Stated task:
Return precisely the span of lines from the top of the material below to the line containing "const P = ()", both included. Pictures are excluded.

Source data:
-- Begin --
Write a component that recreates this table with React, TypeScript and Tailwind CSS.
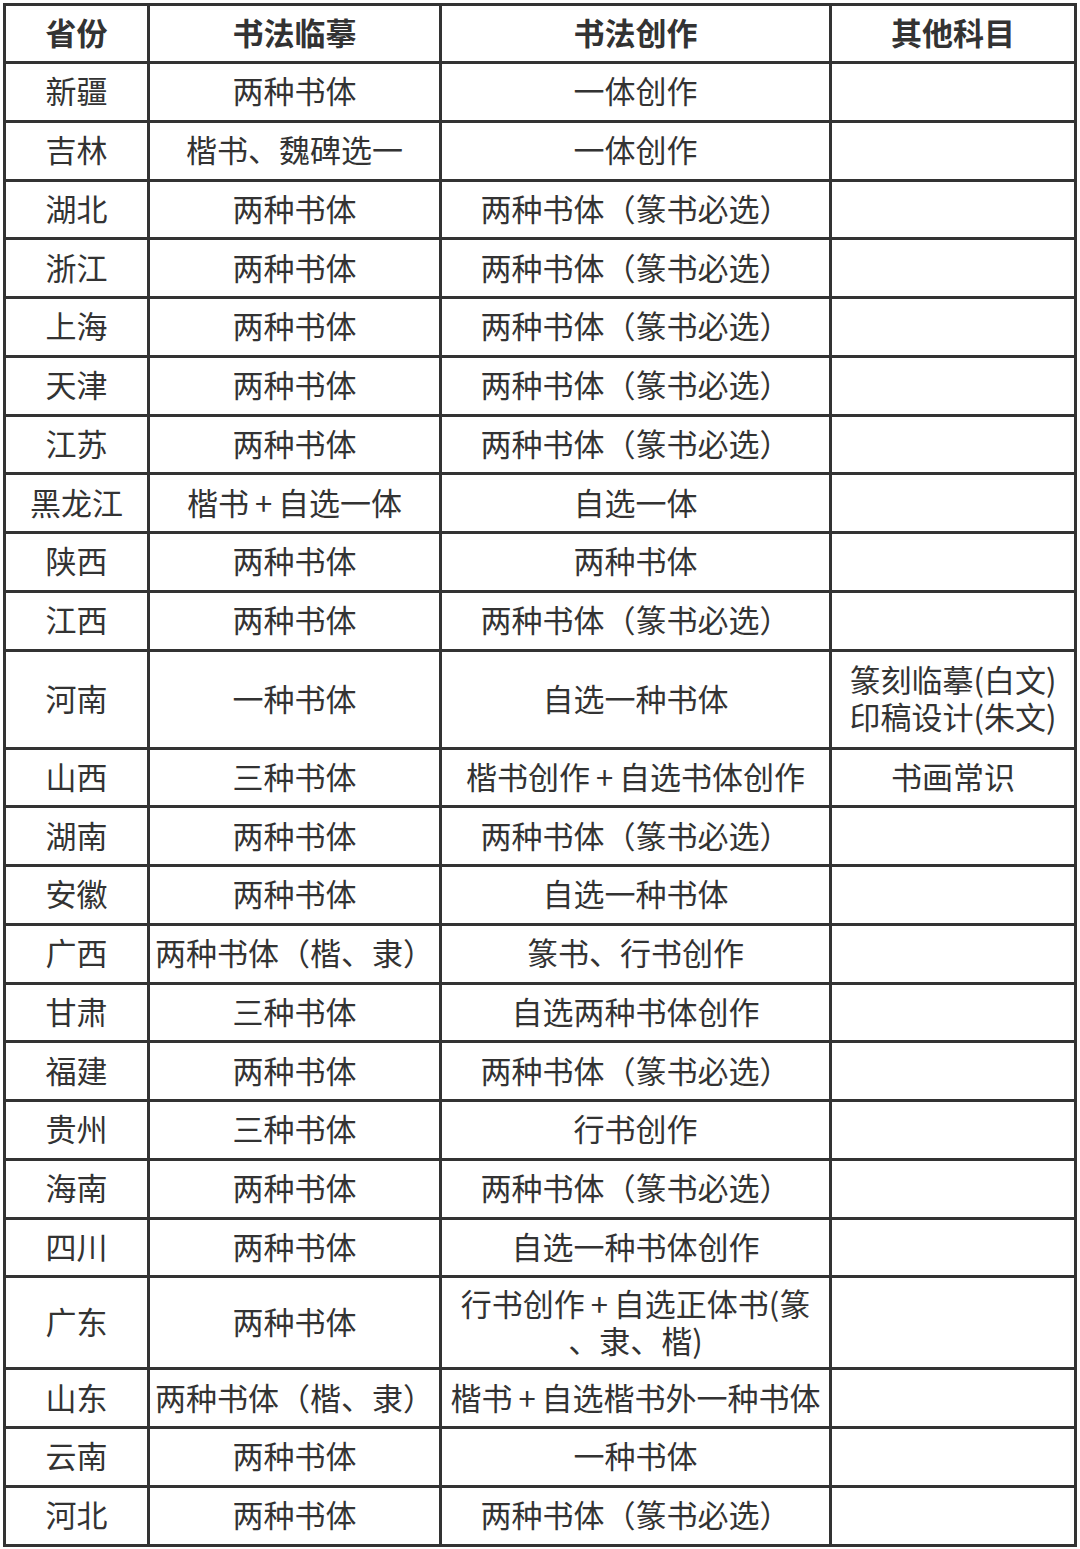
const P = () => <span className="px-[6px]">+</span>;

const rows: { p: string; a: React.ReactNode; b: React.ReactNode; c?: React.ReactNode; h?: string }[] = [
  { p: "新疆", a: "两种书体", b: "一体创作" },
  { p: "吉林", a: "楷书、魏碑选一", b: "一体创作" },
  { p: "湖北", a: "两种书体", b: "两种书体（篆书必选）" },
  { p: "浙江", a: "两种书体", b: "两种书体（篆书必选）" },
  { p: "上海", a: "两种书体", b: "两种书体（篆书必选）" },
  { p: "天津", a: "两种书体", b: "两种书体（篆书必选）" },
  { p: "江苏", a: "两种书体", b: "两种书体（篆书必选）" },
  {
    p: "黑龙江",
    a: (
      <>
        楷书<P />自选一体
      </>
    ),
    b: "自选一体",
  },
  { p: "陕西", a: "两种书体", b: "两种书体" },
  { p: "江西", a: "两种书体", b: "两种书体（篆书必选）" },
  {
    p: "河南",
    a: "一种书体",
    b: "自选一种书体",
    c: (
      <>
        <span className="block">篆刻临摹(白文)</span>
        <span className="block">印稿设计(朱文)</span>
      </>
    ),
    h: "tall1",
  },
  {
    p: "山西",
    a: "三种书体",
    b: (
      <>
        楷书创作<P />自选书体创作
      </>
    ),
    c: "书画常识",
  },
  { p: "湖南", a: "两种书体", b: "两种书体（篆书必选）" },
  { p: "安徽", a: "两种书体", b: "自选一种书体" },
  { p: "广西", a: "两种书体（楷、隶）", b: "篆书、行书创作" },
  { p: "甘肃", a: "三种书体", b: "自选两种书体创作" },
  { p: "福建", a: "两种书体", b: "两种书体（篆书必选）" },
  { p: "贵州", a: "三种书体", b: "行书创作" },
  { p: "海南", a: "两种书体", b: "两种书体（篆书必选）" },
  { p: "四川", a: "两种书体", b: "自选一种书体创作" },
  {
    p: "广东",
    a: "两种书体",
    b: (
      <>
        <span className="block">
          行书创作<P />自选正体书(篆
        </span>
        <span className="block">、隶、楷)</span>
      </>
    ),
    h: "tall2",
  },
  {
    p: "山东",
    a: "两种书体（楷、隶）",
    b: (
      <>
        楷书<P />自选楷书外一种书体
      </>
    ),
  },
  { p: "云南", a: "两种书体", b: "一种书体" },
  { p: "河北", a: "两种书体", b: "两种书体（篆书必选）" },
];

const cell =
  "flex items-center justify-center whitespace-nowrap border-r-[3px] border-b-[3px] border-[#333] pb-[4px] text-center";

function Cell({ h, bold, children }: { h: string; bold?: boolean; children?: React.ReactNode }) {
  return (
    <div className={`${cell} ${h} ${bold ? "font-bold" : ""}`}>
      <div>{children}</div>
    </div>
  );
}

export default function App() {
  return (
    <div
      className="h-[1549px] w-[1080px] bg-white pl-[3px] pt-[3px] text-[31px] leading-[37px] text-[#333]"
      style={{ fontFamily: '"Noto Sans CJK SC", "Noto Sans", sans-serif' }}
    >
      <div className="grid w-[1074px] grid-cols-[144px_292px_390px_245px] border-l-[3px] border-t-[3px] border-[#333]">
        {["省份", "书法临摹", "书法创作", "其他科目"].map((t) => (
          <Cell key={t} h="h-[58px]" bold>
            {t}
          </Cell>
        ))}
        {rows.map((r) => {
          const h = r.h === "tall1" ? "h-[98px]" : r.h === "tall2" ? "h-[92px]" : "h-[58.75px]";
          return (
            <div key={r.p} className="contents">
              <Cell h={h}>{r.p}</Cell>
              <Cell h={h}>{r.a}</Cell>
              <Cell h={h}>{r.b}</Cell>
              <Cell h={h}>{r.c}</Cell>
            </div>
          );
        })}
      </div>
    </div>
  );
}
-- End --
Reply to the task:
Write a component that recreates this table with React, TypeScript and Tailwind CSS.
const P = () => <span className="px-[6px]">+</span>;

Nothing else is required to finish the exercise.